**Aim of the exercise**
Write out the material below again, unchanged.

**Provided data**

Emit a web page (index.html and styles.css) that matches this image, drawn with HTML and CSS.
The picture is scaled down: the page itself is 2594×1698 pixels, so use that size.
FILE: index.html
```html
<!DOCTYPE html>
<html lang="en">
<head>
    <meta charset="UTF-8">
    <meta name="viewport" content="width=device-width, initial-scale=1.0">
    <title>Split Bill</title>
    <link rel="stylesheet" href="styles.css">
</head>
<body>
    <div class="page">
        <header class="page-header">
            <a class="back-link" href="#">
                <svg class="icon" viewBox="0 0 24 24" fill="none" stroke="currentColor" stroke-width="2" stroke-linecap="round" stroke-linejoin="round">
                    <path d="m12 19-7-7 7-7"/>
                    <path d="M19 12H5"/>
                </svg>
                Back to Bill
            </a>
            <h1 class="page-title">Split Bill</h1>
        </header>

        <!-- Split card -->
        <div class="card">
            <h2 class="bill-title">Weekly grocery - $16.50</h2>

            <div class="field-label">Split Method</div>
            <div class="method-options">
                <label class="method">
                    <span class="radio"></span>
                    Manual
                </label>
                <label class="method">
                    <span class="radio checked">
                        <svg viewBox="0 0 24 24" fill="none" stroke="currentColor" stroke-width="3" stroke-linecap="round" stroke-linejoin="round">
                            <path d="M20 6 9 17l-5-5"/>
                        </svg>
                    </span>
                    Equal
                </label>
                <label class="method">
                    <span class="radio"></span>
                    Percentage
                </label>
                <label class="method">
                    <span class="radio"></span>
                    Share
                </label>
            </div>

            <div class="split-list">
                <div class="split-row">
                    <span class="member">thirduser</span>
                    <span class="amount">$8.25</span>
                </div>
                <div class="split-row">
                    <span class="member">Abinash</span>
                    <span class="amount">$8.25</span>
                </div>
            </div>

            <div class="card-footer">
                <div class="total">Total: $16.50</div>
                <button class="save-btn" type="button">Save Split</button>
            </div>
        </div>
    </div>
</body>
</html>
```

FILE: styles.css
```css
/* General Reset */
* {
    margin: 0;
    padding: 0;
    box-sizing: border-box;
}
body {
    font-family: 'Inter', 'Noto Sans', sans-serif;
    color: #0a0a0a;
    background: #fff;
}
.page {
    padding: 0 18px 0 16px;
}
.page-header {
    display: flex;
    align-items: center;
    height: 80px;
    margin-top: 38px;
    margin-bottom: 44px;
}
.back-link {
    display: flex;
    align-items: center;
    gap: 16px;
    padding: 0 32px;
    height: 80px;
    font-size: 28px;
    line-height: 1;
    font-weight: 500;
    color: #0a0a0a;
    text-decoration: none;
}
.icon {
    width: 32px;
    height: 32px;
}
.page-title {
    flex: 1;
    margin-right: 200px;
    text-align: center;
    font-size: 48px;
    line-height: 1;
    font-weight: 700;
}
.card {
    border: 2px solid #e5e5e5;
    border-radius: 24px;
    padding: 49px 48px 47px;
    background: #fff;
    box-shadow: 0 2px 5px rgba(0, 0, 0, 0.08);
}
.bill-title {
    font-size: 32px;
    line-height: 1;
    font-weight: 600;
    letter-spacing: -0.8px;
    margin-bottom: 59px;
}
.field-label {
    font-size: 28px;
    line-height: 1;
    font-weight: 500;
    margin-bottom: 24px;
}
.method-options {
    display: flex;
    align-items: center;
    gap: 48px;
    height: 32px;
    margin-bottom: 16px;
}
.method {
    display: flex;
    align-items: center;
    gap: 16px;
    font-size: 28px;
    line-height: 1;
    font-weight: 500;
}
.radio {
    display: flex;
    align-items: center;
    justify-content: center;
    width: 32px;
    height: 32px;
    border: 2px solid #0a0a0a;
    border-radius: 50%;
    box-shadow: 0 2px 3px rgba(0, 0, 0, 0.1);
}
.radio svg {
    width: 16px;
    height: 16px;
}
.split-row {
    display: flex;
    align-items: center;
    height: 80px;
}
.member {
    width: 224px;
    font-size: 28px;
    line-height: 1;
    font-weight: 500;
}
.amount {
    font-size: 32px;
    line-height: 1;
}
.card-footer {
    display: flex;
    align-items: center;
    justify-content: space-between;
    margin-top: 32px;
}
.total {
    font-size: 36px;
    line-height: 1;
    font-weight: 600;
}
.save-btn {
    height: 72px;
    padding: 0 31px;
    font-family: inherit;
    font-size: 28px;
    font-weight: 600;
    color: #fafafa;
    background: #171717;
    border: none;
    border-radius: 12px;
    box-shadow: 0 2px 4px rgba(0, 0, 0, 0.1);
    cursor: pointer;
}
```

**Correct answer**
Emit a web page (index.html and styles.css) that matches this image, drawn with HTML and CSS.
The picture is scaled down: the page itself is 2594×1698 pixels, so use that size.
FILE: index.html
```html
<!DOCTYPE html>
<html lang="en">
<head>
    <meta charset="UTF-8">
    <meta name="viewport" content="width=device-width, initial-scale=1.0">
    <title>Split Bill</title>
    <link rel="stylesheet" href="styles.css">
</head>
<body>
    <div class="page">
        <header class="page-header">
            <a class="back-link" href="#">
                <svg class="icon" viewBox="0 0 24 24" fill="none" stroke="currentColor" stroke-width="2" stroke-linecap="round" stroke-linejoin="round">
                    <path d="m12 19-7-7 7-7"/>
                    <path d="M19 12H5"/>
                </svg>
                Back to Bill
            </a>
            <h1 class="page-title">Split Bill</h1>
        </header>

        <!-- Split card -->
        <div class="card">
            <h2 class="bill-title">Weekly grocery - $16.50</h2>

            <div class="field-label">Split Method</div>
            <div class="method-options">
                <label class="method">
                    <span class="radio"></span>
                    Manual
                </label>
                <label class="method">
                    <span class="radio checked">
                        <svg viewBox="0 0 24 24" fill="none" stroke="currentColor" stroke-width="3" stroke-linecap="round" stroke-linejoin="round">
                            <path d="M20 6 9 17l-5-5"/>
                        </svg>
                    </span>
                    Equal
                </label>
                <label class="method">
                    <span class="radio"></span>
                    Percentage
                </label>
                <label class="method">
                    <span class="radio"></span>
                    Share
                </label>
            </div>

            <div class="split-list">
                <div class="split-row">
                    <span class="member">thirduser</span>
                    <span class="amount">$8.25</span>
                </div>
                <div class="split-row">
                    <span class="member">Abinash</span>
                    <span class="amount">$8.25</span>
                </div>
            </div>

            <div class="card-footer">
                <div class="total">Total: $16.50</div>
                <button class="save-btn" type="button">Save Split</button>
            </div>
        </div>
    </div>
</body>
</html>
```

FILE: styles.css
```css
/* General Reset */
* {
    margin: 0;
    padding: 0;
    box-sizing: border-box;
}
body {
    font-family: 'Inter', 'Noto Sans', sans-serif;
    color: #0a0a0a;
    background: #fff;
}
.page {
    padding: 0 18px 0 16px;
}
.page-header {
    display: flex;
    align-items: center;
    height: 80px;
    margin-top: 38px;
    margin-bottom: 44px;
}
.back-link {
    display: flex;
    align-items: center;
    gap: 16px;
    padding: 0 32px;
    height: 80px;
    font-size: 28px;
    line-height: 1;
    font-weight: 500;
    color: #0a0a0a;
    text-decoration: none;
}
.icon {
    width: 32px;
    height: 32px;
}
.page-title {
    flex: 1;
    margin-right: 200px;
    text-align: center;
    font-size: 48px;
    line-height: 1;
    font-weight: 700;
}
.card {
    border: 2px solid #e5e5e5;
    border-radius: 24px;
    padding: 49px 48px 47px;
    background: #fff;
    box-shadow: 0 2px 5px rgba(0, 0, 0, 0.08);
}
.bill-title {
    font-size: 32px;
    line-height: 1;
    font-weight: 600;
    letter-spacing: -0.8px;
    margin-bottom: 59px;
}
.field-label {
    font-size: 28px;
    line-height: 1;
    font-weight: 500;
    margin-bottom: 24px;
}
.method-options {
    display: flex;
    align-items: center;
    gap: 48px;
    height: 32px;
    margin-bottom: 16px;
}
.method {
    display: flex;
    align-items: center;
    gap: 16px;
    font-size: 28px;
    line-height: 1;
    font-weight: 500;
}
.radio {
    display: flex;
    align-items: center;
    justify-content: center;
    width: 32px;
    height: 32px;
    border: 2px solid #0a0a0a;
    border-radius: 50%;
    box-shadow: 0 2px 3px rgba(0, 0, 0, 0.1);
}
.radio svg {
    width: 16px;
    height: 16px;
}
.split-row {
    display: flex;
    align-items: center;
    height: 80px;
}
.member {
    width: 224px;
    font-size: 28px;
    line-height: 1;
    font-weight: 500;
}
.amount {
    font-size: 32px;
    line-height: 1;
}
.card-footer {
    display: flex;
    align-items: center;
    justify-content: space-between;
    margin-top: 32px;
}
.total {
    font-size: 36px;
    line-height: 1;
    font-weight: 600;
}
.save-btn {
    height: 72px;
    padding: 0 31px;
    font-family: inherit;
    font-size: 28px;
    font-weight: 600;
    color: #fafafa;
    background: #171717;
    border: none;
    border-radius: 12px;
    box-shadow: 0 2px 4px rgba(0, 0, 0, 0.1);
    cursor: pointer;
}
```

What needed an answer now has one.